5 Limitation and Future Work

People with extensive use of social media platforms tend to post or upload a lot about themselves through timely updates, caption-description, images, videos, and other interests. Also, at times a user share status on ongoing topics currently happening in the real world. At such circumstances, it is required that the system should have information about that topic so that system can relate the user’s status with topic and can analyze the actual meaning of status.

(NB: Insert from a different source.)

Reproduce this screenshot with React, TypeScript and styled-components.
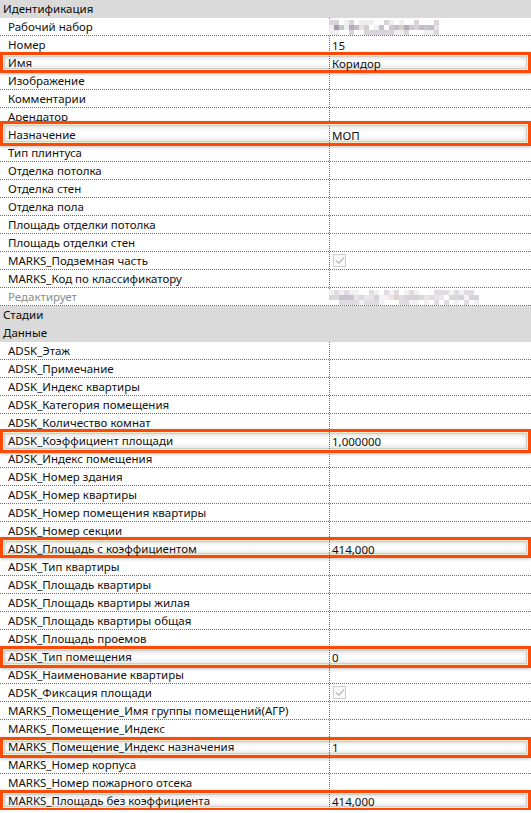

Figure 5 shows the expected output in the future. It will show Big Five model and the sub traits of every factor to help us know more about user. So, the system will generate multiple personality graph as system will take data from different sites. Every graph will have different values of personality traits for one user as user tends to act different on different social site. At the end, system will merge all value of personality traits and will generate one final personality analysis graph.

Fig. 5
figure 5

Personality graph

In Future, we can consider images, videos and voice to better understand a human’s personality trait from all aspects and not only text incorporating deep learning algorithms with far better results.

6 Conclusion

This study comes with an efficient approach of summarizing a human’s personality which is based on Big Five model using natural language processing and machine learning techniques to train the model with the personality traits and thus generating a graphical report of user’s character. We found that SVM with TF-IDF feature extraction process produced better results. With more datasets and better feature extraction process like using bigrams or n-grams instead of BOW would produce better outcome. Such system will be an aid in understanding a person’s characteristics which would help during recruitment process, employee satisfaction, for parental monitoring, etc.